The opening pages of Edmonds’ memoir Internet Archive

“Edmonds was very vague about many personal details in her book,” says Elizabeth D. Leonard, author of *All the Daring of the Soldier: Women of the Civil War Armies.* “Her main goal was to share her experiences and make money by telling an interesting story to an eager audience. Like many Hollywood portrayals of Civil War history today, she likely took some creative liberties for her own reasons.”

Edmonds claimed that she served as a spy for the Union, pretending to be an Irish peddler named Bridget O’Shea and a Black man named Cuff. To pass as Black, she reportedly dyed her skin with silver nitrate and wore a wig. However, there are no official records of her spying activities. Leonard noted in *All the Daring* that Edmonds later admitted her autobiography was “much fictionalized,” and in a sworn statement, she denied being involved in “any secret services.”

The creative choices made by Edmonds may have stemmed from her desire to connect with her audience. “She doesn’t clearly say, ‘I enlisted as a man in the Second Michigan,’” says Scanlan-Teller. Given the gender norms and expectations of that time, the historian believes the public would likely have disapproved of such actions.

The publisher’s notice in Edmonds’ memoir seems to address potential criticisms by reminding readers that those who “object to some of her disguises” should consider the patriotism that inspired Edmonds to enlist. The notice stated, “She set aside her own clothes and wore those of the opposite sex, enduring hardships, suffering great privations, and risking her life for her adopted country in its time of need.”

Most women who secretly joined the military during the Civil War were not motivated by a desire to fight. “Researchers have found that they often enlisted and disguised themselves as men to escape abusive family situations, or they chose this path to stay close to a male family member,” Bierle explains. Patriotism and financial needs also played a role in their decision to enlist.

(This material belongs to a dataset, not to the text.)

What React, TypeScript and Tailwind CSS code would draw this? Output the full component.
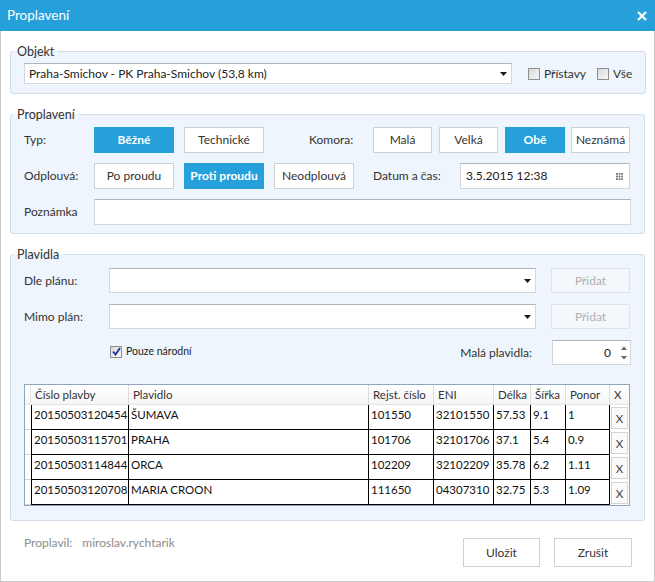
import type { ReactElement, ReactNode } from "react";

const BLUE = "bg-[#26a0da]";

interface Vessel {
  readonly no: string;
  readonly name: string;
  readonly reg: string;
  readonly eni: string;
  readonly len: string;
  readonly wid: string;
  readonly draft: string;
}

const vessels: Vessel[] = [
  { no: "20150503120454", name: "ŠUMAVA", reg: "101550", eni: "32101550", len: "57.53", wid: "9.1", draft: "1" },
  { no: "20150503115701", name: "PRAHA", reg: "101706", eni: "32101706", len: "37.1", wid: "5.4", draft: "0.9" },
  { no: "20150503114844", name: "ORCA", reg: "102209", eni: "32102209", len: "35.78", wid: "6.2", draft: "1.11" },
  { no: "20150503120708", name: "MARIA CROON", reg: "111650", eni: "04307310", len: "32.75", wid: "5.3", draft: "1.09" },
];

// column widths incl. right grid line
const cols = ["w-[98px]", "w-[240px]", "w-[65px]", "w-[60px]", "w-[37px]", "w-[35px]", "w-[44px]"];

function Group({ title, children, className = "" }: { title: string; children: ReactNode; className?: string }): ReactElement {
  return (
    <fieldset className={`border border-[#d3dde8] rounded-[3px] bg-[#eef5fc] ${className}`}>
      <legend className="ml-[2px] px-[4px] leading-[17px] text-[12.5px] text-[#333]">{title}</legend>
      {children}
    </fieldset>
  );
}

function Btn({ label, active = false, w }: { label: string; active?: boolean; w: string }): ReactElement {
  return (
    <div
      className={`${w} h-[26px] shrink-0 flex items-center justify-center border text-[12px] ${
        active ? `${BLUE} border-[#26a0da] text-white font-bold` : "bg-white border-[#d0d0d0] text-[#333]"
      }`}
    >
      {label}
    </div>
  );
}

function Arrow(): ReactElement {
  return (
    <svg width="7" height="4" viewBox="0 0 7 4" className="shrink-0">
      <path d="M0 0H7L3.5 4Z" fill="#1a1a1a" />
    </svg>
  );
}

function Combo({ w, h = "h-[25px]", text = "" }: { w: string; h?: string; text?: string }): ReactElement {
  return (
    <div className={`${w} ${h} shrink-0 bg-white border border-[#d7d7d7] border-t-[#b4b4b4] flex items-center pl-[4px] pr-[4px]`}>
      <span className="flex-1 text-[12px] text-[#222] truncate">{text}</span>
      <Arrow />
    </div>
  );
}

function Check({ checked = false }: { checked?: boolean }): ReactElement {
  return (
    <span className="w-[12px] h-[12px] shrink-0 border border-[#8e8f8f] bg-gradient-to-br from-[#d9d9d9] to-[#f7f7f7] flex items-center justify-center">
      {checked && (
        <svg width="9" height="9" viewBox="0 0 9 9">
          <path d="M1 4.5L3.5 7.5L8 1" stroke="#1c2fa0" strokeWidth="1.8" fill="none" />
        </svg>
      )}
    </span>
  );
}

export default function App(): ReactElement {
  return (
    <div className="w-[655px] h-[582px] bg-white font-['Lato',sans-serif] text-[#333] flex flex-col overflow-hidden">
      {/* Title bar */}
      <div className={`h-[31px] shrink-0 ${BLUE} flex items-center justify-between pl-[7px] pr-[8px]`}>
        <span className="text-white text-[13.5px]">Proplavení</span>
        <svg width="10" height="10" viewBox="0 0 10 10">
          <path d="M1 1L9 9M9 1L1 9" stroke="#fff" strokeWidth="2.2" />
        </svg>
      </div>

      <div className="flex-1 border-x border-b border-[#c8c8c8] px-[9px] flex flex-col">
        {/* Objekt */}
        <Group title="Objekt" className="mt-[12px]">
          <div className="px-[13px] pt-[3px] pb-[9px] flex items-center text-[12px]">
            <Combo w="w-[488px]" h="h-[21px]" text="Praha-Smichov - PK Praha-Smichov (53,8 km)" />
            <label className="ml-[16px] flex items-center gap-[4px]">
              <Check />
              Přístavy
            </label>
            <label className="ml-[11px] flex items-center gap-[4px]">
              <Check />
              Vše
            </label>
          </div>
        </Group>

        {/* Proplavení */}
        <Group title="Proplavení" className="mt-[12px]">
          <div className="px-[13px] pt-[4px] pb-[8px] flex flex-col gap-[10px] text-[12px]">
            <div className="flex items-center">
              <span className="w-[70px] shrink-0">Typ:</span>
              <Btn label="Běžné" active w="w-[80px]" />
              <div className="ml-[10px]"><Btn label="Technické" w="w-[80px]" /></div>
              <span className="ml-[45px] w-[64px] shrink-0">Komora:</span>
              <Btn label="Malá" w="w-[59px]" />
              <div className="ml-[7px]"><Btn label="Velká" w="w-[59px]" /></div>
              <div className="ml-[7px]"><Btn label="Obě" active w="w-[60px]" /></div>
              <div className="ml-[6px]"><Btn label="Neznámá" w="w-[59px]" /></div>
            </div>
            <div className="flex items-center">
              <span className="w-[70px] shrink-0">Odplouvá:</span>
              <Btn label="Po proudu" w="w-[80px]" />
              <div className="ml-[10px]"><Btn label="Proti proudu" active w="w-[80px]" /></div>
              <div className="ml-[10px]"><Btn label="Neodplouvá" w="w-[80px]" /></div>
              <span className="ml-[19px] w-[87px] shrink-0">Datum a čas:</span>
              <div className="w-[170px] h-[26px] bg-white border border-[#d7d7d7] border-t-[#b4b4b4] flex items-center pl-[5px] pr-[6px]">
                <span className="flex-1 text-[#222]">3.5.2015 12:38</span>
                <svg width="7" height="7" viewBox="0 0 7 7">
                  {[0, 2.6, 5.2].map((y) =>
                    [0, 2.6, 5.2].map((x) => <rect key={`${x}-${y}`} x={x} y={y} width="1.8" height="1.8" fill="#777" />)
                  )}
                </svg>
              </div>
            </div>
            <div className="flex items-center">
              <span className="w-[70px] shrink-0">Poznámka</span>
              <div className="flex-1 h-[26px] bg-white border border-[#d7d7d7] border-t-[#b4b4b4]" />
            </div>
          </div>
        </Group>

        {/* Plavidla */}
        <Group title="Plavidla" className="mt-[12px]">
          <div className="px-[13px] pt-[5px] pb-[14px] flex flex-col text-[12px]">
            <div className="flex items-center">
              <span className="w-[85px] shrink-0">Dle plánu:</span>
              <Combo w="w-[427px]" />
              <div className="ml-[15px] w-[79px] h-[25px] border border-[#e2e2e2] bg-[#f4f8fc] flex items-center justify-center text-[#b0b0b0]">
                Přidat
              </div>
            </div>
            <div className="flex items-center mt-[11px]">
              <span className="w-[85px] shrink-0">Mimo plán:</span>
              <Combo w="w-[427px]" />
              <div className="ml-[15px] w-[79px] h-[25px] border border-[#e2e2e2] bg-[#f4f8fc] flex items-center justify-center text-[#b0b0b0]">
                Přidat
              </div>
            </div>
            <div className="flex items-start mt-[11px]">
              <label className="ml-[86px] mt-[4px] flex items-center gap-[4px] text-[10.5px] text-[#222]">
                <Check checked />
                Pouze národní
              </label>
              <span className="ml-auto mt-[4px] mr-[20px]">Malá plavidla:</span>
              <div className="w-[79px] h-[25px] bg-white border border-[#d7d7d7] border-t-[#b4b4b4] flex items-center justify-end pr-[3px]">
                <span className="text-[#222]">0</span>
                <svg width="6" height="14" viewBox="0 0 6 14" className="ml-[10px]">
                  <path d="M0 4L3 0.5L6 4Z" fill="#666" />
                  <path d="M0 10L3 13.5L6 10Z" fill="#666" />
                </svg>
              </div>
            </div>

            {/* table */}
            <div className="mt-[19px] w-[606px] border border-[#8ea4bf] bg-white text-[11.5px] text-[#111]">
              <div className="flex h-[20px] border-b border-[#e3e3e3] bg-gradient-to-b from-white to-[#f6f6f6]">
                <div className="w-[6px] shrink-0 border-r border-[#e3e3e3]" />
                {["Číslo plavby", "Plavidlo", "Rejst. číslo", "ENI", "Délka", "Šířka", "Ponor"].map((h, i) => (
                  <div key={h} className={`${cols[i]} shrink-0 border-r border-[#dcdcdc] pl-[4px] flex items-center text-[#333]`}>
                    {h}
                  </div>
                ))}
                <div className="flex-1 pl-[4px] flex items-center text-[#333]">X</div>
              </div>
              {vessels.map((v) => (
                <div key={v.no} className="flex h-[25px]">
                  <div className="w-[6px] shrink-0 border-b border-[#d4d4d4]" />
                  {[v.no, v.name, v.reg, v.eni, v.len, v.wid, v.draft].map((c, i) => (
                    <div
                      key={i}
                      className={`${cols[i]} shrink-0 border-r border-b border-black pl-[2px] pt-[2px] leading-[15px] whitespace-nowrap overflow-hidden ${
                        i === 0 ? "border-l" : ""
                      }`}
                    >
                      {c}
                    </div>
                  ))}
                  <div className="flex-1 pl-[1px] pt-[2px]">
                    <div className="w-[17px] h-[22px] border border-[#d4d4d4] bg-[#fafafa] flex items-end justify-center pb-[1px] text-[#444]">
                      X
                    </div>
                  </div>
                </div>
              ))}
            </div>
          </div>
        </Group>

        {/* footer */}
        <div className="flex items-start mt-[17px] pl-[14px] pr-[13px]">
          <span className="text-[12px] leading-[14px] text-[#8c8c8c] mt-[-2px]">Proplavil:</span>
          <span className="text-[12px] leading-[14px] text-[#8c8c8c] ml-[10px] mt-[-2px]">miroslav.rychtarik</span>
          <div className="ml-auto w-[77px] h-[29px] border border-[#d0d0d0] bg-white flex items-center justify-center text-[12px]">
            Uložit
          </div>
          <div className="ml-[14px] w-[78px] h-[29px] border border-[#d0d0d0] bg-white flex items-center justify-center text-[12px]">
            Zrušit
          </div>
        </div>
      </div>
    </div>
  );
}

Women who disguised themselves as male soldiers were clever in maintaining their ruse. They cut their hair short, bound their chests, and imitated how men walked, talked, and even tied their shoes, explains Bierle. Some women, like Edmonds, managed to fight for years without being discovered. However, others, like Mary Scaberry, were discharged after just a few months when their true identities were revealed, often because they sought treatment for injuries or made mistakes while pretending to be men.

Since women served in secret during the Civil War, it’s hard to know exactly how many participated, but estimates usually range from 400 to 750. McIntire notes that at least four women fought in the Battle of Antietam, including Rebecca Peterman from the Seventh Wisconsin Infantry. There is also at least one unidentified woman buried in Antietam National Cemetery. According to a Union private’s memoir, his unit found the body of an unknown woman who had fought on the Confederate side at Antietam, and they buried her separately from the men.

Edmonds married a man named Linus Seelye in 1867, and they had three children together.

Over time, Edmonds earned the acceptance and respect of her fellow soldiers. In 1876, she attended a reunion of the Second Michigan as her true self. Her male comrades were likely surprised to learn that “Thompson” was actually a woman, but they welcomed her back. They also supported her appeal for her revoked pension, which was taken away due to desertion charges. The government finally awarded her the pension in 1884.

In 1897, Edmonds became the only female member of the Grand Army of the Republic, a veterans’ association for Civil War soldiers. She passed away at her home in La Porte, Texas, in September 1901, at the age of 56. Later that year, she was reburied with military honors in the Grand Army section of Houston’s Washington Cemetery.